Three times in vs.26 we are reminded that it is God who gives. It is important to see this because this makes all the difference. If we simply use and enjoy these things in themselves then they will soon be empty. If we use and enjoy them knowing that they are gifts of the Creator then they have meaning. They are given to us as some of the blessings we share in Christ. So we have someone to thank, we have someone to respond to. One author has commented that one of the saddest things to see is a proud new father trying to say thank you for a new baby. He doesn’t know whom to thank. So he thanks the doctor and the nurses and the lift operator and the receptionist! But he doesn’t think to thank God. These things come from God. We can thank Him.
a. All things are good and are to be enjoyed.
b. All things are gifts and are to be received with thanks.
c. And most important: In all things we are to acknowledge God.

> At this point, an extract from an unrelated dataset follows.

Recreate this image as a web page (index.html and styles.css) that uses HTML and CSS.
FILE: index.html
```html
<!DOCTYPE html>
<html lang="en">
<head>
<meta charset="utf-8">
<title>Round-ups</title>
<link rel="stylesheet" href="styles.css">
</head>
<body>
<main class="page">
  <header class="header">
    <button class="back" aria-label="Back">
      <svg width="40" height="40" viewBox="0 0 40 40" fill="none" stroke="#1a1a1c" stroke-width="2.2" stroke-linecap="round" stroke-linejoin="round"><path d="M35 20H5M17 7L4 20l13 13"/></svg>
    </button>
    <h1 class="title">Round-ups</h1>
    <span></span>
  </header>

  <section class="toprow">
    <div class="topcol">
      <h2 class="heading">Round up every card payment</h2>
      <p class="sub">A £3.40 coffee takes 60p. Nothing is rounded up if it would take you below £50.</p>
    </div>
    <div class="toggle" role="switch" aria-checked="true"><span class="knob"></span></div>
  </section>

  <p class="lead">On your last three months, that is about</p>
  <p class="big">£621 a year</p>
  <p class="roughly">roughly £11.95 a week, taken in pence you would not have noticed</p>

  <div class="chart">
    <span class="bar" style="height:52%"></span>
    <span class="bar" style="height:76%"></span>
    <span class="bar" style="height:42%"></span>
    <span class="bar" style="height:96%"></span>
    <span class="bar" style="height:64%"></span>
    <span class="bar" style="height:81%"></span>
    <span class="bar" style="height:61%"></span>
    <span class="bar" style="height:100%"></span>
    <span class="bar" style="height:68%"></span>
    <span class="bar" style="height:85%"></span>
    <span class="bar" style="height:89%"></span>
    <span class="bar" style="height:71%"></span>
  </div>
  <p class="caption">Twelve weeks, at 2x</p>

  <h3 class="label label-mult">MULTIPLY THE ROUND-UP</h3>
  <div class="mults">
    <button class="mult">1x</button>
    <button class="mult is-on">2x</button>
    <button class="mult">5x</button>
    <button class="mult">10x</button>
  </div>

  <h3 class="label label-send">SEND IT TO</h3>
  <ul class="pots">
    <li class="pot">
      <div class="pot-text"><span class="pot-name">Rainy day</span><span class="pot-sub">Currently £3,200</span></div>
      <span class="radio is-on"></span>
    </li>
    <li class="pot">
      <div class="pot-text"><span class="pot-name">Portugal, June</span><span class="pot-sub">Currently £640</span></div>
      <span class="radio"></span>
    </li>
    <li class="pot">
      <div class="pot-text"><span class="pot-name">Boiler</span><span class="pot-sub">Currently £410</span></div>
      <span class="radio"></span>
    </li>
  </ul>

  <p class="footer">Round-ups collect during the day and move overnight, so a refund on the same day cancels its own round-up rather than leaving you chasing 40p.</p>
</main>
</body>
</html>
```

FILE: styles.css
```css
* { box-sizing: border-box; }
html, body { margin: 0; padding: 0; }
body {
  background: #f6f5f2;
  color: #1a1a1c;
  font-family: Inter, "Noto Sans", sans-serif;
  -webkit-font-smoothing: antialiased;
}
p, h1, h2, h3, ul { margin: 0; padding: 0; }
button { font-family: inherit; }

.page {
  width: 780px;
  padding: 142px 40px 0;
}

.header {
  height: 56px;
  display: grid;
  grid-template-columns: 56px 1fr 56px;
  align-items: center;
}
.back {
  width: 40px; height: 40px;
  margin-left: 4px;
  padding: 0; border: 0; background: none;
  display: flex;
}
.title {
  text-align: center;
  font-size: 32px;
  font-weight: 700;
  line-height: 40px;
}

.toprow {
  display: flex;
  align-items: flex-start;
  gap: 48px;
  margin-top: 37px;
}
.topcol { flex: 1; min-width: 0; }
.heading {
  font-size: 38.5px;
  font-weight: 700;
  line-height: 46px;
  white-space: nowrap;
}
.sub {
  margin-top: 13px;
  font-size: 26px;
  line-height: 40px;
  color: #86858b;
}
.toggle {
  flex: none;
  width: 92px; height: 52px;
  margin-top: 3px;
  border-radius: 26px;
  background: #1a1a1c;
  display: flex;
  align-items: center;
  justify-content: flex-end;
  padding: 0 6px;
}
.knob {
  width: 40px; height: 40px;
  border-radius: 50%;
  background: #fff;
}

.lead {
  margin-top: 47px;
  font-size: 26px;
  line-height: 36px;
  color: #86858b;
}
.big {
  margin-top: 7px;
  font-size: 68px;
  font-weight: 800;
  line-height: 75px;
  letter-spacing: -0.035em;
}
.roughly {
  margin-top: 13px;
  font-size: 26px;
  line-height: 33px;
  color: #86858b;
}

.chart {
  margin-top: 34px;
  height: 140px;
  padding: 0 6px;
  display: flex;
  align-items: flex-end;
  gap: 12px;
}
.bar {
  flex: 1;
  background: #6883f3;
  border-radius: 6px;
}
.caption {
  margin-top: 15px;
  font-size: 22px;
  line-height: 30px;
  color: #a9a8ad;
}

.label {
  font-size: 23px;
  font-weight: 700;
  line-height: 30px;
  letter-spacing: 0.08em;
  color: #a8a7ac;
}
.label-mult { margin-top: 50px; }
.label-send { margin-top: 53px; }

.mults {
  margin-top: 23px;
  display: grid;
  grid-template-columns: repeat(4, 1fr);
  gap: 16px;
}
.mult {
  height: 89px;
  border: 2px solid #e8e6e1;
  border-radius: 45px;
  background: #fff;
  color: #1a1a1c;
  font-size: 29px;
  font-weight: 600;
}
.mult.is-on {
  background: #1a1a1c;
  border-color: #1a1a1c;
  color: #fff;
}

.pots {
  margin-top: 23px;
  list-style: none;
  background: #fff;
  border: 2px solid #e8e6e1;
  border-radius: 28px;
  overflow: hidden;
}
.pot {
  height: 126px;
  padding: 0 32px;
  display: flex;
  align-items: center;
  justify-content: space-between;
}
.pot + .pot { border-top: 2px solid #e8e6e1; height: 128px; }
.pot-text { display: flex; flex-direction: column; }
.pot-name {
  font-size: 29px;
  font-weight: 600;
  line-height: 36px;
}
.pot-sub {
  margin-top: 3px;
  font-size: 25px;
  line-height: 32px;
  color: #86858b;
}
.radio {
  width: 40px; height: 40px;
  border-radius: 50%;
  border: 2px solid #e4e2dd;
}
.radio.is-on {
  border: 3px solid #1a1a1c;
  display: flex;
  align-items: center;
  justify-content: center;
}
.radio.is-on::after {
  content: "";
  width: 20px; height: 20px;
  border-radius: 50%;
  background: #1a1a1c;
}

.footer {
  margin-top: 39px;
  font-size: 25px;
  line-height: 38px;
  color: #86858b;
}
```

This is the most important and the broadest of these three. In all things we are to acknowledge God. Vs.25 puts it well as it asks that rhetorical question: “For who can eat and who can have enjoyment without Him?” Literally it reads: “who can eat and who can drink outside of Me?” And the answer obviously is: no one! That reminds us of Jesus words in a different context: Without Me you can do nothing. Apart from Me you are nothing. Life without the Lord Jesus Christ is futile. Life with Him is rich and full and satisfying. May you find it to be so in your life!